>>>

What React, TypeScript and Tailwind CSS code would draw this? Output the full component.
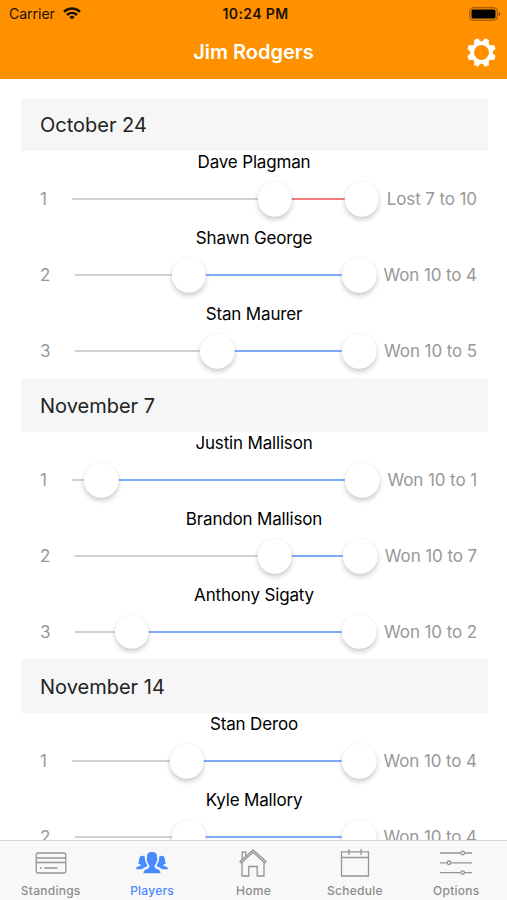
interface Match {
  opponent: string;
  score: number;
  result: string;
  lost?: boolean;
  slot: string;
}

interface Round {
  date: string;
  matches: Match[];
}

const rounds: Round[] = [
  {
    date: "October 24",
    matches: [
      { opponent: "Dave Plagman", score: 7, result: "Lost 7 to 10", lost: true, slot: "w-[115.5px]" },
      { opponent: "Shawn George", score: 4, result: "Won 10 to 4", slot: "w-[118px]" },
      { opponent: "Stan Maurer", score: 5, result: "Won 10 to 5", slot: "w-[118px]" },
    ],
  },
  {
    date: "November 7",
    matches: [
      { opponent: "Justin Mallison", score: 1, result: "Won 10 to 1", slot: "w-[115px]" },
      { opponent: "Brandon Mallison", score: 7, result: "Won 10 to 7", slot: "w-[117px]" },
      { opponent: "Anthony Sigaty", score: 2, result: "Won 10 to 2", slot: "w-[118px]" },
    ],
  },
  {
    date: "November 14",
    matches: [
      { opponent: "Stan Deroo", score: 4, result: "Won 10 to 4", slot: "w-[118px]" },
      { opponent: "Kyle Mallory", score: 4, result: "Won 10 to 4", slot: "w-[118px]" },
    ],
  },
];

function WifiIcon() {
  return (
    <svg className="ml-[8px] h-[13px] w-[18px]" viewBox="0 0 18 13" fill="none" stroke="#1c1000" strokeWidth="2.5">
      <path d="M1 4.8C5.5.5 12.5.5 17 4.8" />
      <path d="M4 8C7 5.2 11 5.2 14 8" />
      <path d="M9 12.6 6.4 9.9Q9 7.8 11.6 9.9Z" fill="#1c1000" stroke="none" />
    </svg>
  );
}

function BatteryIcon() {
  return (
    <svg className="h-[14px] w-[32px]" viewBox="0 0 32 14">
      <rect x="0.8" y="0.8" width="27.4" height="12.4" rx="3" fill="none" stroke="#8a4e00" strokeWidth="1" />
      <rect x="2.5" y="2.5" width="24" height="9" rx="1.5" fill="#000" />
      <path d="M29.7 4.8q1.600.8 1.600 2.200t-1.600 2.200z" fill="#8a4e00" />
    </svg>
  );
}

const teeth = [22.5, 67.5, 112.5, 157.5, 202.5, 247.5, 292.5, 337.5];

function GearIcon() {
  return (
    <svg className="h-[29px] w-[29px]" viewBox="-15 -15 30 30">
      <circle r="9.6" fill="none" stroke="#fff" strokeWidth="3.8" />
      {teeth.map((angle) => (
        <path
          key={angle}
          d="M-4.4-10.2Q-2.7-11.7-2.6-14.1Q-2.5-15 -1.6-15H1.6Q2.5-15 2.6-14.1Q2.7-11.7 4.4-10.2Z"
          fill="#fff"
          transform={`rotate(${angle})`}
        />
      ))}
    </svg>
  );
}

function CardIcon() {
  return (
    <svg className="h-8 w-8" viewBox="0 0 32 32" fill="none" stroke="#949494" strokeWidth="1.3">
      <rect x="1.2" y="6" width="29.6" height="20" rx="1.5" />
      <path d="M1.5 11h29M1.5 15.5h29M5 21h1.8M9.3 21h13.2" />
    </svg>
  );
}

function PeopleIcon() {
  return (
    <svg className="h-8 w-8" viewBox="0 0 32 32" fill="#488aff">
      <path d="M0 22.200c.2-2.700 2.500-2.400 4.400-3.400.7-.5.4-1.100.1-1.400l-2.600-.6c1.300-1 1-2.700 1.200-4.500.2-2.400 1.400-3.500 3.400-3.500 1 0 1.900.4 2.400 1-.2 2.400 0 3.700.9 5.200.4 1.500 1.200 2.600 1.700 3.300-.3 1.500-2.600 2-4 2.600-.7.3-1.100.7-1.500 1.300z" />
      <path d="M32 22.200c-.2-2.700-2.500-2.400-4.400-3.400-.7-.5-.4-1.100-.1-1.400l2.600-.6c-1.300-1-1-2.700-1.200-4.500-.2-2.400-1.400-3.500-3.400-3.500-1 0-1.900.4-2.400 1 .2 2.400 0 3.700-.9 5.200-.4 1.500-1.200 2.600-1.700 3.300.3 1.500 2.600 2 4 2.600.7.3 1.100.7 1.500 1.300z" />
      <path d="M7.500 26.300c.1-4.200 3.200-3.900 5.200-5.400.9-.7.7-2.200.5-2.800-1.200-1.100-1.500-2.500-1.700-3.700-1.100-.6-1.300-2.900-.4-3.200-.5-4.200 1-6.200 4.900-6.200s5.400 2 4.900 6.200c.9.300.7 2.600-.4 3.200-.2 1.200-.5 2.600-1.700 3.700-.2.600-.4 2.100.5 2.800 2 1.500 5.100 1.200 5.200 5.400z" />
    </svg>
  );
}

function HomeIcon() {
  return (
    <svg className="h-8 w-8" viewBox="0 0 32 32" fill="none" stroke="#949494" strokeWidth="1.3">
      <path d="M3 14.500 16 2.800l13 11.700-1.200 1.300L16 5.200 4.200 15.800zM5.200 12.200V5h3.500v4" />
      <path d="M5 15.300V29h6.800v-9.500h8.400V29H27V15.300" />
    </svg>
  );
}

function CalendarIcon() {
  return (
    <svg className="h-8 w-8" viewBox="0 0 32 32" fill="none" stroke="#949494" strokeWidth="1.3">
      <path d="M2.500 4.800h27V29h-27zM2.500 10.500h27M10 2v6M22 2v6" />
    </svg>
  );
}

function SlidersIcon() {
  return (
    <svg className="h-8 w-8" viewBox="0 0 32 32" fill="none" stroke="#949494" strokeWidth="1.3">
      <path d="M0 6h20.500M25 6h7M0 15.800h6.700M11.200 15.800H32M0 25.600h20.500M25 25.600h7" />
      <circle cx="22.7" cy="6" r="1.8" />
      <circle cx="9" cy="15.8" r="1.8" />
      <circle cx="22.7" cy="25.6" r="1.8" />
    </svg>
  );
}

const tabs = [
  { label: "Standings", icon: <CardIcon /> },
  { label: "Players", icon: <PeopleIcon />, active: true },
  { label: "Home", icon: <HomeIcon /> },
  { label: "Schedule", icon: <CalendarIcon /> },
  { label: "Options", icon: <SlidersIcon /> },
];

const knobClass =
  "absolute top-1/2 h-[34.5px] w-[34.5px] -translate-x-1/2 -translate-y-1/2 rounded-full bg-white shadow-[0_3px_5px_rgba(0,0,0,0.2),0_0_2px_rgba(0,0,0,0.05)]";

function ScoreRange({ score, lost }: { score: number; lost?: boolean }) {
  const left = `${score * 10}%`;
  return (
    <div className="relative h-[34px] min-w-0 flex-1">
      <div className="absolute top-[16px] h-[2px] w-full bg-[#d0d0d0]" />
      <div
        className={`absolute right-0 top-[16px] h-[2px] ${lost ? "bg-[#f47c7c]" : "bg-[#80abf8]"}`}
        style={{ left }}
      />
      <div className={knobClass} style={{ left }} />
      <div className={`${knobClass} left-full`} />
    </div>
  );
}

function MatchRow({ match, index }: { match: Match; index: number }) {
  return (
    <div className="h-[75.8px]">
      <div className="pr-px pt-[0.4px] text-center text-[17px] leading-[23px] tracking-[-0.17px] text-black">
        {match.opponent}
      </div>
      <div className="mt-[8px] flex items-center pl-[19px] pr-[11px] text-[17px] tracking-[-0.1px] text-[#989898]">
        <div className={`pt-[1.5px] ${index === 0 ? "w-[32px]" : "w-[35px]"}`}>{index + 1}</div>
        <ScoreRange score={match.score} lost={match.lost} />
        <div className={`pt-[1.5px] text-right ${match.slot}`}>{match.result}</div>
      </div>
    </div>
  );
}

export default function App() {
  return (
    <div className="flex h-[900px] w-[507px] flex-col overflow-hidden bg-white font-['Inter','Liberation_Sans',sans-serif]">
      <header className="h-[79px] shrink-0 bg-[#ff9100]">
        <div className="grid h-[27px] grid-cols-3 items-center pl-[9px] pr-[6px] text-[14px] text-[#1c1000]">
          <div className="flex items-center">
            Carrier
            <WifiIcon />
          </div>
          <div className="pl-px text-center font-semibold tracking-[0.4px]">10:24 PM</div>
          <div className="flex justify-end">
            <BatteryIcon />
          </div>
        </div>
        <div className="grid h-[50px] grid-cols-[1fr_auto_1fr] items-center px-[11px]">
          <h1 className="col-start-2 text-[20px] font-semibold text-white">Jim Rodgers</h1>
          <button className="justify-self-end">
            <GearIcon />
          </button>
        </div>
      </header>

      <main className="min-h-0 flex-1 overflow-hidden pl-[21px] pr-[19px] pt-[18.6px]">
        {rounds.map((round) => (
          <section key={round.date}>
            <h2 className="flex h-[53.5px] items-center bg-[#f6f6f6] pl-[19px] pt-px text-[20px] text-[#222]">
              {round.date}
            </h2>
            {round.matches.map((match, i) => (
              <MatchRow key={match.opponent} match={match} index={i} />
            ))}
          </section>
        ))}
      </main>

      <nav className="z-10 grid h-[60px] shrink-0 grid-cols-5 border-t border-[#d4d4d4] bg-[#f8f8f8]">
        {tabs.map((tab) => (
          <button
            key={tab.label}
            className={`flex flex-col items-center pt-[6px] text-[12px] font-medium tracking-[0.25px] ${
              tab.active ? "text-[#488aff]" : "text-[#8c8c8c]"
            }`}
          >
            {tab.icon}
            <span className="mt-[4px] leading-[16px]">{tab.label}</span>
          </button>
        ))}
      </nav>
    </div>
  );
}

<<<

What the task requires:
Go through the listing above and work out how many lines contain the string "full". Reply with the number alone.

Final answer:
4